The center of mass of a non uniform rod of length L whose mass per unit length varies as $\rho = k{x^2}/L$ (where $k$ is a constant and $x$ is the distance measured from one end) is at what distance from the same end?
$\eqalign{
  & {\text{A}}{\text{. }}\dfrac{{3L}}{4} \cr
  & {\text{B}}{\text{. }}\dfrac{L}{4} \cr
  & {\text{C}}{\text{. }}\dfrac{{2L}}{3} \cr
  & {\text{D}}{\text{. }}\dfrac{L}{3} \cr} $

Answer 1

Hint: Center of mass is a unique point in space such that the mass of a particle is equivalent to the mass of a given object for application of Newton’s laws of motion. The center of mass for a non- uniform rod can be calculated by first forming the equation for its mass using a small element and integrating its mass to get the mass of the entire rod. Later find the center of mass using its mathematical equation.

Formula used:
The center of mass of a body is given as:
${x_{COM}} = \dfrac{1}{M}\int {dm.x} $

Complete step by step answer:
The center of mass of a body is defined as a point on the body where the distribution of its entire mass when weighted relative to their respective position, the sun comes out to be zero.
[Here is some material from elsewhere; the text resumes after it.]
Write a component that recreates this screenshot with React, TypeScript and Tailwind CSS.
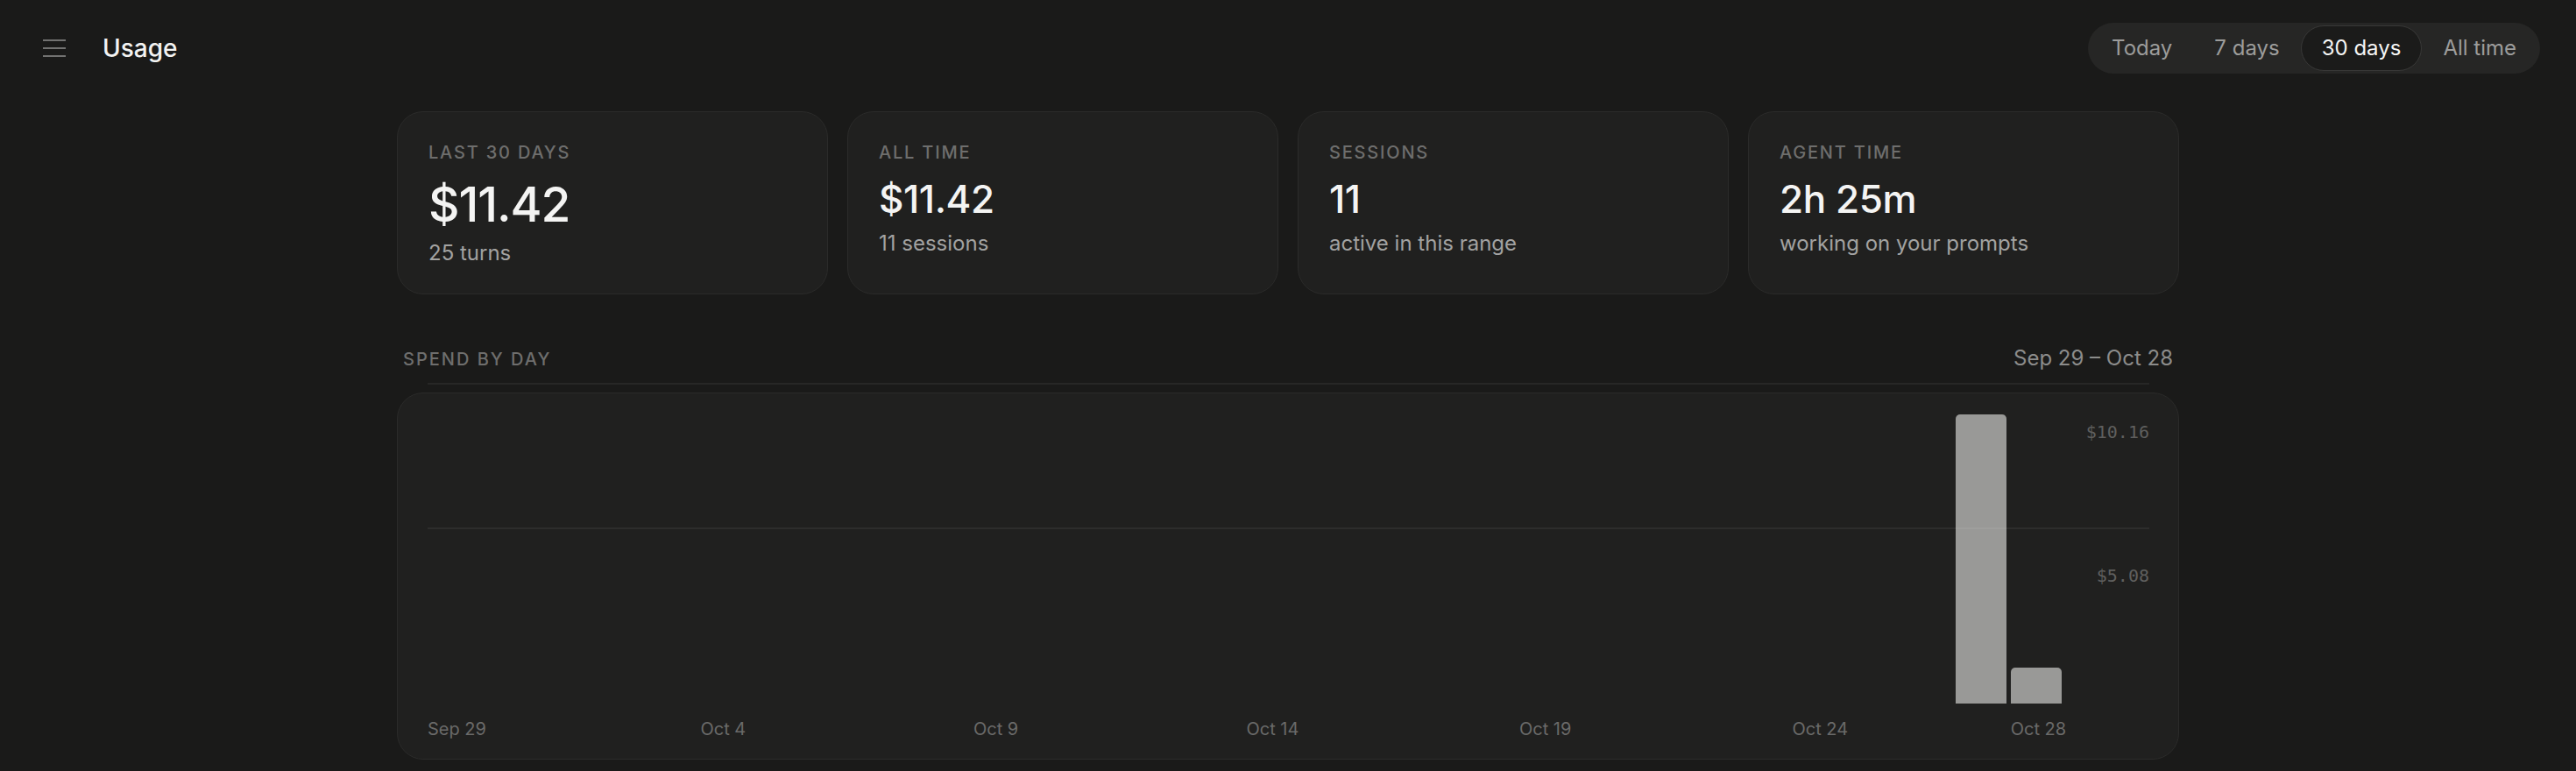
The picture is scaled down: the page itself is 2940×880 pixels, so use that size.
import { useState } from "react"

type Stat = {
    label: string
    value: string
    sub: string
    big?: boolean
}

const stats: Stat[] = [
    { label: "Last 30 days", value: "$11.42", sub: "25 turns", big: true },
    { label: "All time", value: "$11.42", sub: "11 sessions" },
    { label: "Sessions", value: "11", sub: "active in this range" },
    { label: "Agent time", value: "2h 25m", sub: "working on your prompts" },
]

const ranges = ["Today", "7 days", "30 days", "All time"]

// 30 jours, du 29 sept au 28 oct
const days = Array.from({ length: 30 }, (_, i) => {
    const label = i < 2 ? `Sep ${29 + i}` : `Oct ${i - 1}`
    let spend = 0
    if (i === 28) spend = 10.16
    if (i === 29) spend = 1.26
    return { label, spend }
})

const maxSpend = 10.16
const maxBar = 330
const tickIndexes = [0, 5, 10, 15, 20, 25, 29]

const MenuIcon = () => (
    <svg width="26" height="22" viewBox="0 0 26 22" fill="none">
        <path d="M0 2H26M0 11H26M0 20H26" stroke="#727271" strokeWidth="2.2" strokeLinecap="round" />
    </svg>
)

const StatCard: React.FC<{ stat: Stat }> = ({ stat }) => {
    return (
        <div className="rounded-[30px] border border-[#2b2b2a] bg-[#20201f] px-[35px] pt-[32px] pb-[30px]">
            <p className="text-[20px] leading-[28px] font-medium uppercase tracking-[0.09em] text-[#6e6e6d]">
                {stat.label}
            </p>
            {stat.big ? (
                <p className="mt-[15px] text-[55px] leading-[60px] font-medium tracking-[-0.02em] text-[#f4f4f3]">
                    {stat.value}
                </p>
            ) : (
                <p className="mt-[15px] text-[44px] leading-[48px] font-medium tracking-[-0.01em] text-[#f4f4f3]">
                    {stat.value}
                </p>
            )}
            <p className={`${stat.big ? "mt-[10px]" : "mt-[11px]"} text-[24px] leading-[32px] text-[#a2a2a1]`}>
                {stat.sub}
            </p>
        </div>
    )
}

const SpendChart = () => {
    return (
        <div className="relative mt-[22px] rounded-[30px] border border-[#2b2b2a] bg-[#20201f] pl-[34px] pr-[33px] pb-[20px]">
            {/* lignes de la grille */}
            <div className="absolute left-[34px] right-[33px] top-[-12px] z-10 h-[2px] bg-[#ffffff0f]" />
            <div className="absolute left-[34px] right-[33px] top-[153px] z-10 h-[2px] bg-[#ffffff0f]" />

            {/* axe Y */}
            <p className="absolute right-[33px] top-[30px] font-['DejaVu_Sans_Mono',monospace] text-[20px] leading-[28px] text-[#5f5f5e]">
                $10.16
            </p>
            <p className="absolute right-[33px] top-[194px] font-['DejaVu_Sans_Mono',monospace] text-[20px] leading-[28px] text-[#5f5f5e]">
                $5.08
            </p>

            <div className="grid h-[354px] w-[1869px] grid-cols-30 items-end">
                {days.map((d) => (
                    <div key={d.label} className="flex h-full items-end">
                        {d.spend > 0 && (
                            <div
                                className="w-[58px] rounded-t-[5px] bg-[#999997]"
                                style={{ height: `${Math.round((d.spend / maxSpend) * maxBar)}px` }}
                            />
                        )}
                    </div>
                ))}
            </div>
            <div className="mt-[15px] grid w-[1869px] grid-cols-30">
                {days.map((d, i) => (
                    <div key={d.label} className="h-[28px]">
                        {tickIndexes.includes(i) && (
                            <span className="whitespace-nowrap text-[20px] leading-[28px] text-[#6a6a69]">{d.label}</span>
                        )}
                    </div>
                ))}
            </div>
        </div>
    )
}

export default function App() {
    const [range, setRange] = useState("30 days")

    return (
        <div className="min-h-screen bg-[#1a1a19] pb-[14px] font-['Inter','Noto_Sans',sans-serif] text-[#f4f4f3]">
            <header className="flex items-center justify-between pt-[26px] pl-[49px] pr-[41px]">
                <div className="flex items-center gap-[42px]">
                    <button className="flex items-center">
                        <MenuIcon />
                    </button>
                    <h1 className="text-[28px] leading-[36px] font-medium text-[#f3f3f2]">Usage</h1>
                </div>
                <div className="flex rounded-full bg-[#262625] p-[3px]">
                    {ranges.map((r) =>
                        r === range ? (
                            <button
                                key={r}
                                onClick={() => setRange(r)}
                                className="h-[52px] rounded-full border-[1.5px] border-[#383837] bg-[#1b1b1a] px-[23px] text-[24px] text-[#f5f5f4]"
                            >
                                {r}
                            </button>
                        ) : (
                            <button
                                key={r}
                                onClick={() => setRange(r)}
                                className="h-[52px] rounded-full border-[1.5px] border-transparent px-[23px] text-[24px] text-[#9c9c9b]"
                            >
                                {r}
                            </button>
                        )
                    )}
                </div>
            </header>

            <main className="mx-auto mt-[43px] w-[2034px]">
                <div className="grid grid-cols-4 gap-[22px]">
                    {stats.map((s) => (
                        <StatCard key={s.label} stat={s} />
                    ))}
                </div>

                <div className="mt-[57px] flex items-baseline justify-between px-[7px]">
                    <p className="text-[20px] leading-[32px] font-medium uppercase tracking-[0.1em] text-[#6e6e6d]">
                        Spend by day
                    </p>
                    <p className="text-[24px] leading-[32px] text-[#8c8c8b]">Sep 29 – Oct 28</p>
                </div>

                <SpendChart />
            </main>
        </div>
    )
}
In other words, it is a unique point in space such that the entire mass of an object is equivalent to a point particle.
Mathematically, it is given as:
${x_{COM}} = \dfrac{1}{M}\int {dm.x} $
Given:
Length of the non-uniform rod =L
Mass per unit length of the rod, $\rho = k{x^2}/L$
Consider a small element dx, having mass dm at a distance x from the left side of the rod as shown in the diagram below:

Now, the mass of the small element dm will be given by:

$\eqalign{
  & dm = \rho dx \cr
  & dm = \dfrac{{k{x^2}}}{L}dx \cdots \cdots \cdots \cdots \left( 1 \right) \cr} $
So, the total mass of the rod will be:
$\eqalign{
  & \int {dm} = \int\limits_0^L {\dfrac{{k{x^2}}}{L}dx} \cr
  & \int {dm} = \dfrac{k}{L}\int\limits_0^L {{x^2}dx} \cr
  & M = \dfrac{k}{L}\left| {\dfrac{{{x^3}}}{3}} \right|_0^L \cr
  & M = \dfrac{k}{L} \times \dfrac{{{L^3}}}{3} \cr
  & M = \dfrac{{k{L^2}}}{3} \cdots \cdots \cdots \cdots \cdots \left( 2 \right) \cr} $
Now, the center of mass of rod is located at
${x_{COM}} = \dfrac{1}{M}\int {dm.x} {\text{ }} \cdots \cdots \cdots (3)$
Substituting values from equation (1) into equation (3), we get:
$\eqalign{
  & {x_{COM}} = \dfrac{1}{M}\int\limits_0^L {\dfrac{{k{x^2}}}{L}} \times xdx \cr
  & {x_{COM}} = \dfrac{1}{M}\int\limits_0^L {\dfrac{{k{x^3}}}{L}} dx \cr
  & {x_{COM}} = \dfrac{1}{M}\left( {\dfrac{{k{L^4}}}{{4L}}} \right) \cr} $
Putting the value of M from equation (2), we get:
$\eqalign{
  & {x_{COM}} = \dfrac{1}{M}\left( {\dfrac{{k{L^4}}}{{4L}}} \right) \cr
  & {x_{COM}} = \dfrac{3}{{k{L^2}}}\left( {\dfrac{{k{L^4}}}{{4L}}} \right) \cr
  & {x_{COM}} = \dfrac{{3L}}{4} \cr} $
Therefore, the correct option is A. i.e., The center of mass of a non-uniform rod of length L whose mass per unit length varies as $\rho = k{x^2}/L$ is at $\dfrac{{3L}}{4}$ from the same end.

Note:
Suppose a particle has its center of mass at ${C_1}$ and its total mass is ${M_1}$. Similarly, another particle has a center of mass at ${C_2}$ and its total mass is ${M_2}$. If ${X_1},{\text{ }}{X_2}$ are the x-coordinates of ${C_1}{\text{ and }}{C_2}$ respectively, then by definition of center of mass, we have:

$X = \dfrac{{{M_1}{X_1} + {M_2}{X_2}}}{{{M_1} + {M_2}}}$
Similarly, $Y = \dfrac{{{M_1}{Y_1} + {M_2}{Y_2}}}{{{M_1} + {M_2}}}$
And $Z = \dfrac{{{M_1}{Z_1} + {M_2}{Z_2}}}{{{M_1} + {M_2}}}$

But this is also the center of mass of two point particles of masses ${M_1}{\text{ and }}{M_2}$ placed at ${C_1}{\text{ and }}{C_2}$ respectively. Thus, if we know the center of mass of parts of the system and their masses, we can get the combined center of mass by treating the parts as point particles placed at their respective center of masses.